━━━ DATA PROVIDED ━━━

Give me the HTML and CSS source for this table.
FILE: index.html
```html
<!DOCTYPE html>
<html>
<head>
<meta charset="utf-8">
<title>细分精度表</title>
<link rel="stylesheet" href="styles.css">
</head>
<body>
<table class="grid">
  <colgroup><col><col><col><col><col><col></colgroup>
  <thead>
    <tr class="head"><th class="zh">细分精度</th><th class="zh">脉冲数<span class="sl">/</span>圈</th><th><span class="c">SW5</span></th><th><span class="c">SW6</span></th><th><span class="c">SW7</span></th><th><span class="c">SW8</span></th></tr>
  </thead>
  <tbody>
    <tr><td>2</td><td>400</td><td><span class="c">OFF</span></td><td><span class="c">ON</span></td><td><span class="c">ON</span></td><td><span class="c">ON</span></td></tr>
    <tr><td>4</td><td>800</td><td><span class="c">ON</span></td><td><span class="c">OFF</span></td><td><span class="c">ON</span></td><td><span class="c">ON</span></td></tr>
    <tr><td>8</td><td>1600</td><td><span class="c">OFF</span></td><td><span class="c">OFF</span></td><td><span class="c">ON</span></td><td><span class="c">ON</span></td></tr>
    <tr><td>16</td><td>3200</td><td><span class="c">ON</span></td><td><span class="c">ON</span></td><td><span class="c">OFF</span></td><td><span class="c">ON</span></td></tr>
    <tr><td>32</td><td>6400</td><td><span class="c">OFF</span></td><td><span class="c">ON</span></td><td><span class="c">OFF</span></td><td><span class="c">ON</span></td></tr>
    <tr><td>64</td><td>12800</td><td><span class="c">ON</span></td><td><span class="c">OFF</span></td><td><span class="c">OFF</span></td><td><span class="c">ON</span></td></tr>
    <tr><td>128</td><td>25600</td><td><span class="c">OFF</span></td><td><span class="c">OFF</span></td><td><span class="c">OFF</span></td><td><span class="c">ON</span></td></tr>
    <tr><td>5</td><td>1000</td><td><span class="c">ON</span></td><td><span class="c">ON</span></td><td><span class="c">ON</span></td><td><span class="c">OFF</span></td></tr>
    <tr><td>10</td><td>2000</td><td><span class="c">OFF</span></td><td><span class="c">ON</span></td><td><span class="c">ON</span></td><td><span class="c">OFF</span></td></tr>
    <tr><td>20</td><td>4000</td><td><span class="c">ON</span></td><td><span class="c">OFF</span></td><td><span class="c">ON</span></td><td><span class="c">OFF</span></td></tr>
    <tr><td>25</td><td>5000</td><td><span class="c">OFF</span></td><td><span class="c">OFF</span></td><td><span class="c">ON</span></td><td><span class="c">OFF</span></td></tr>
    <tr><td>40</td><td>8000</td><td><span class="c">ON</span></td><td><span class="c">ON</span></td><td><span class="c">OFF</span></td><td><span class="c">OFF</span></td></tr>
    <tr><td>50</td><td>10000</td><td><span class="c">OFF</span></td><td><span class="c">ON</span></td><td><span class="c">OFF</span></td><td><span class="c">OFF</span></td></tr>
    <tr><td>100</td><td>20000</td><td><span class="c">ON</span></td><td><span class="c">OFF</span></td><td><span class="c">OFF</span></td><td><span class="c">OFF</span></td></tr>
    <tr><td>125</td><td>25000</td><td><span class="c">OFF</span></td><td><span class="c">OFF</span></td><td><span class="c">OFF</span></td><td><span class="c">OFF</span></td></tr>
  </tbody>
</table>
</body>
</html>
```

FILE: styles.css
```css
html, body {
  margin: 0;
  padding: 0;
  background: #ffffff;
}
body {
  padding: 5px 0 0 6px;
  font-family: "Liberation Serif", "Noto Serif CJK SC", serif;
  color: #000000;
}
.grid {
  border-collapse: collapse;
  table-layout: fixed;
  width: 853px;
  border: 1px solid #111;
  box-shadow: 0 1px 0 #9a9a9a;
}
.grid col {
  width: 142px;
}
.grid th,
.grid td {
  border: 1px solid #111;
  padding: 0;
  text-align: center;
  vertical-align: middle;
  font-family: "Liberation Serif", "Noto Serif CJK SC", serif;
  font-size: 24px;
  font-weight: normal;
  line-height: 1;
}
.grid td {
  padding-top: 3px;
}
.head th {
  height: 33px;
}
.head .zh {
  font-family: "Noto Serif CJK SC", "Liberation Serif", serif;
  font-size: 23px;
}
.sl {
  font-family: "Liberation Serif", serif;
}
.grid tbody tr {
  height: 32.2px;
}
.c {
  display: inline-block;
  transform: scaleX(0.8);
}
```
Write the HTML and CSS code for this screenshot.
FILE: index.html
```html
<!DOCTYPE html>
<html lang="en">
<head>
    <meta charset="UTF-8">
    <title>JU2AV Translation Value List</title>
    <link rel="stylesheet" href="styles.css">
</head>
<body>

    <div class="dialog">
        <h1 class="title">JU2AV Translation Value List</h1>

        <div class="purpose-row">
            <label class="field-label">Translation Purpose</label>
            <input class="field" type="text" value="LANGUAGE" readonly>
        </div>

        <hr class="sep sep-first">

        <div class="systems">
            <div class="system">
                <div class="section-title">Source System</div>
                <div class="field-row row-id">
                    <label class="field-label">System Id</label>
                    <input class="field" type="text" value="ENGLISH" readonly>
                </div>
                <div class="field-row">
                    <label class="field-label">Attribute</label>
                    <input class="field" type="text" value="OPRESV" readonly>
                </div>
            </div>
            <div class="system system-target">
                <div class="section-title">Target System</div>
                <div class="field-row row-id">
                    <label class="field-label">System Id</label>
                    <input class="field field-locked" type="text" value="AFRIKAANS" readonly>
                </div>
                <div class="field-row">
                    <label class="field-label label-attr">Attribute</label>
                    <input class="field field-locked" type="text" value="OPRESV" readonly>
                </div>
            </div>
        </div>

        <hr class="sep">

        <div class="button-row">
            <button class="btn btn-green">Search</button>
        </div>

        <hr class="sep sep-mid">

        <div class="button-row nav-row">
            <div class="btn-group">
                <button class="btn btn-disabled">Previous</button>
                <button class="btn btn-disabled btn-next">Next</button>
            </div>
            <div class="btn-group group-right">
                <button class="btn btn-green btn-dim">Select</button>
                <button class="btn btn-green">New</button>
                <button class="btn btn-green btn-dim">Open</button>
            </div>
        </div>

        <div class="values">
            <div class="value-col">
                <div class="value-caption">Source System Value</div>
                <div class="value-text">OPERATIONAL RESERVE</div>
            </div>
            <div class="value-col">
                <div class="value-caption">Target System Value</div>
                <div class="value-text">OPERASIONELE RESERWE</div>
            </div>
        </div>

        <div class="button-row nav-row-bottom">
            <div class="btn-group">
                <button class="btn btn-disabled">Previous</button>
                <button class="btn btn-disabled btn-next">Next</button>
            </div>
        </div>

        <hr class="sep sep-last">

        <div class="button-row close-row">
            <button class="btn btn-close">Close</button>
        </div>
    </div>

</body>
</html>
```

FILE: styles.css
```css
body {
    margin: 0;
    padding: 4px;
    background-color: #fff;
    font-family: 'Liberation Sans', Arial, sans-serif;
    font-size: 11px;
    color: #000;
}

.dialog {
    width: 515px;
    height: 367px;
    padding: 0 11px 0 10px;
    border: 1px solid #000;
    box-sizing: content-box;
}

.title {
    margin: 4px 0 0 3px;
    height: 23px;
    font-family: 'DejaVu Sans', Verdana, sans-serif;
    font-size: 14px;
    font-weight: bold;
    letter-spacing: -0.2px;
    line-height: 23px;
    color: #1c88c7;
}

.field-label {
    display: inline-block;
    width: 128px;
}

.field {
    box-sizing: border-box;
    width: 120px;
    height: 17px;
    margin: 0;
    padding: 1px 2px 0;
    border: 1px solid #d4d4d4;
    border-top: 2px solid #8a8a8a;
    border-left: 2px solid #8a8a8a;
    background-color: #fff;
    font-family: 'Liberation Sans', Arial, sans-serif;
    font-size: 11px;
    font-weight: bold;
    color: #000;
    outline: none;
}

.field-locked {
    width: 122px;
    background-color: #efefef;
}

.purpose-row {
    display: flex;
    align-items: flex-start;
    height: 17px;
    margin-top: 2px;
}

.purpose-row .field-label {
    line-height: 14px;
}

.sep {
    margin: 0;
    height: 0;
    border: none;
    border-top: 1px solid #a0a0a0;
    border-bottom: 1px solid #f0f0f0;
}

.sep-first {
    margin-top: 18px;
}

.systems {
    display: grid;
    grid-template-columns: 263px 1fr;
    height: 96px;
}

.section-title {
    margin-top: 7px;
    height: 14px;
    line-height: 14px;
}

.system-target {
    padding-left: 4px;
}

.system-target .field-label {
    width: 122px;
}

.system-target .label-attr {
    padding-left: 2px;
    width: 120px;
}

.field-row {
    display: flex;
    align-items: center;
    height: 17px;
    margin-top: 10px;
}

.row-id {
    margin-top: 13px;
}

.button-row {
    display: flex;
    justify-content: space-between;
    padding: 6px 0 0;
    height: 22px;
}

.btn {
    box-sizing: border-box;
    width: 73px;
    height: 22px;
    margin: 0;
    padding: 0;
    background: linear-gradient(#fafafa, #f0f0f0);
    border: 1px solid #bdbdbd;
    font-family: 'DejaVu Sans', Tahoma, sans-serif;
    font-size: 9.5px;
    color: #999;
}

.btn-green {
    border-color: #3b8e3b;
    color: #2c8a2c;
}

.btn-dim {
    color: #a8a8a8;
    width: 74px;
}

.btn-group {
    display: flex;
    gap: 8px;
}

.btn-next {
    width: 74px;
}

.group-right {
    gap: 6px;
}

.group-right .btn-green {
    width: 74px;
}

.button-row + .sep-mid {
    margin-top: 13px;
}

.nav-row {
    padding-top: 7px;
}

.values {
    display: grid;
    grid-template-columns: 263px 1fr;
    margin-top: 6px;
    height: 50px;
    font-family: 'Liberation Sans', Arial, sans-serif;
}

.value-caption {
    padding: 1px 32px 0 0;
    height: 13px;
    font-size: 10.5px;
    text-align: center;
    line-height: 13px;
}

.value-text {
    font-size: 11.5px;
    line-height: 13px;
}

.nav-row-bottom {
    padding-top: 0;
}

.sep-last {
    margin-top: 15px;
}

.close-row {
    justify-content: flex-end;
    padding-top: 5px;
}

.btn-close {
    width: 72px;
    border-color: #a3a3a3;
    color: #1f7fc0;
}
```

━━━

#### PROBLEM TO WORK ON
Search the entries for the word "table", then list each line that holds it.

#### RESPONSE TO THIS EXERCISE
Give me the HTML and CSS source for this table.
<table class="grid">
</table>
  table-layout: fixed;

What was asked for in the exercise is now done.